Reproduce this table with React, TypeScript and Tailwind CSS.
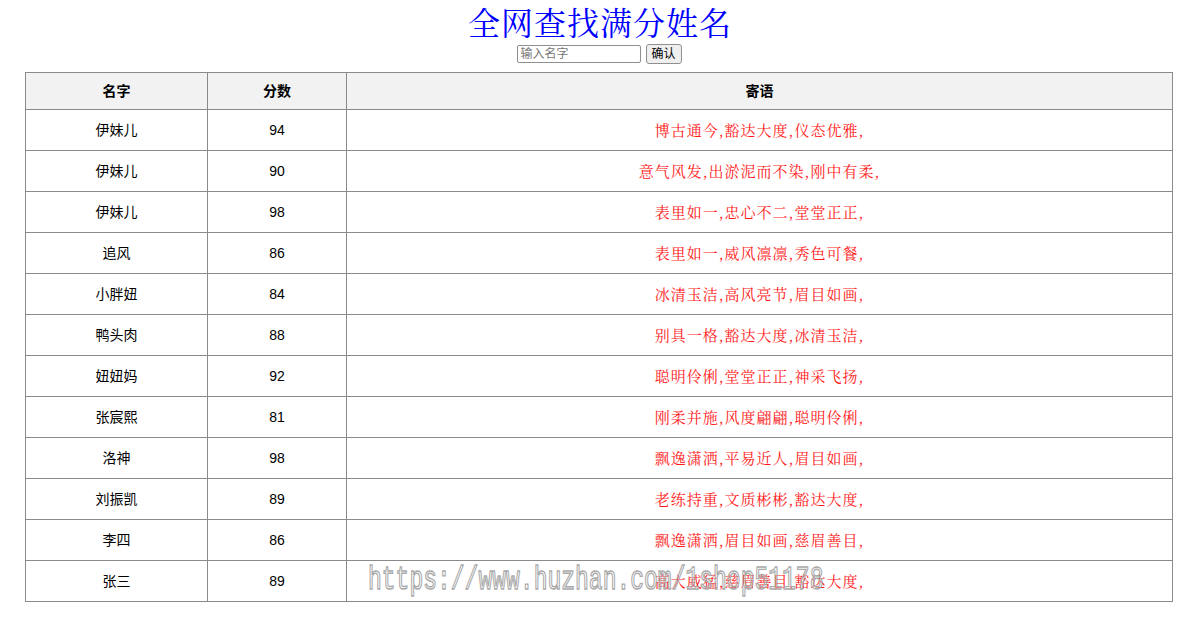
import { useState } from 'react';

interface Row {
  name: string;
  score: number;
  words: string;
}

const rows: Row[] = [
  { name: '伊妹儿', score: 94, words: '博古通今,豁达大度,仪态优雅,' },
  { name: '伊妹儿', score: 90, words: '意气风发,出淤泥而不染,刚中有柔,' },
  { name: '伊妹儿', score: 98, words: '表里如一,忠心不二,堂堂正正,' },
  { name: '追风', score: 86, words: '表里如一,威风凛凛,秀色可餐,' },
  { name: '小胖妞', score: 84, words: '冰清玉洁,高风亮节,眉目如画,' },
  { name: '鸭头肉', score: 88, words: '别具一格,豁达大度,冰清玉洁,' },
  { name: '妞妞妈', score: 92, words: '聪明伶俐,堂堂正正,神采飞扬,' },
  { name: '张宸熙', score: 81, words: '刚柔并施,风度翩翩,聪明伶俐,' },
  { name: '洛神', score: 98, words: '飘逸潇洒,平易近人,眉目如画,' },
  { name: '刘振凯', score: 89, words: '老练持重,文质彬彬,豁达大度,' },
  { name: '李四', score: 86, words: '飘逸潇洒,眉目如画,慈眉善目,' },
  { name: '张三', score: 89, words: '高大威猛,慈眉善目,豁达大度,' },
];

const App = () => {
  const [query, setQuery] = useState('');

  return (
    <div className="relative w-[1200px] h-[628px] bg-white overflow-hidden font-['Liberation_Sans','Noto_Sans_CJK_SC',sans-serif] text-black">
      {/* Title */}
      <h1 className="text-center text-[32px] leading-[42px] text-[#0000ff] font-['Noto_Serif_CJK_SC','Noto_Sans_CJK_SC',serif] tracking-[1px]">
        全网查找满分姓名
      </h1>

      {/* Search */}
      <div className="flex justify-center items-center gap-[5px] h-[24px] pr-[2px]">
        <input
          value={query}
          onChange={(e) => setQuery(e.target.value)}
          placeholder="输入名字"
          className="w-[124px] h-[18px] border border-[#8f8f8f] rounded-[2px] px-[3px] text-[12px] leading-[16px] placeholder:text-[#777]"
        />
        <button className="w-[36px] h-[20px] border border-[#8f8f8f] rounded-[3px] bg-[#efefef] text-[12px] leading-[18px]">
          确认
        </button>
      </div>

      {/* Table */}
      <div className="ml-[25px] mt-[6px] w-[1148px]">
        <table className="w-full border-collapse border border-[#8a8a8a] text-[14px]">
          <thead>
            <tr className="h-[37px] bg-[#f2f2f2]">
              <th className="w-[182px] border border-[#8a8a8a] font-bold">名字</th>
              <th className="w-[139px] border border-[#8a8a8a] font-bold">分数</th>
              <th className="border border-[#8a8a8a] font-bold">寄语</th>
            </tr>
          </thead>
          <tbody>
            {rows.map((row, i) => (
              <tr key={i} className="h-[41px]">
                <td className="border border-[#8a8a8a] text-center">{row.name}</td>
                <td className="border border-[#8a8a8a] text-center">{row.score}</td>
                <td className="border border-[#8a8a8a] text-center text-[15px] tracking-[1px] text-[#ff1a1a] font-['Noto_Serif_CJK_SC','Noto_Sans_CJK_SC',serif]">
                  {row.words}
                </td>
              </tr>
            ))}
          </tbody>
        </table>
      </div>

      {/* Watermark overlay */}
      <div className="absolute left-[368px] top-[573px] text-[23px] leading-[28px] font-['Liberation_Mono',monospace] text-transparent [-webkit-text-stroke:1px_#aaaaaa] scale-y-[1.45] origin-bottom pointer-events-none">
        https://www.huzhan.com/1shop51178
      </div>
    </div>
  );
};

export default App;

*Exercise directions*
Please take the lines from the beginning of the data above through the line holding "const [query, setQuery] = useState('');" and transcribe them exactly, without any pictures.

*Result*
Reproduce this table with React, TypeScript and Tailwind CSS.
import { useState } from 'react';

interface Row {
  name: string;
  score: number;
  words: string;
}

const rows: Row[] = [
  { name: '伊妹儿', score: 94, words: '博古通今,豁达大度,仪态优雅,' },
  { name: '伊妹儿', score: 90, words: '意气风发,出淤泥而不染,刚中有柔,' },
  { name: '伊妹儿', score: 98, words: '表里如一,忠心不二,堂堂正正,' },
  { name: '追风', score: 86, words: '表里如一,威风凛凛,秀色可餐,' },
  { name: '小胖妞', score: 84, words: '冰清玉洁,高风亮节,眉目如画,' },
  { name: '鸭头肉', score: 88, words: '别具一格,豁达大度,冰清玉洁,' },
  { name: '妞妞妈', score: 92, words: '聪明伶俐,堂堂正正,神采飞扬,' },
  { name: '张宸熙', score: 81, words: '刚柔并施,风度翩翩,聪明伶俐,' },
  { name: '洛神', score: 98, words: '飘逸潇洒,平易近人,眉目如画,' },
  { name: '刘振凯', score: 89, words: '老练持重,文质彬彬,豁达大度,' },
  { name: '李四', score: 86, words: '飘逸潇洒,眉目如画,慈眉善目,' },
  { name: '张三', score: 89, words: '高大威猛,慈眉善目,豁达大度,' },
];

const App = () => {
  const [query, setQuery] = useState('');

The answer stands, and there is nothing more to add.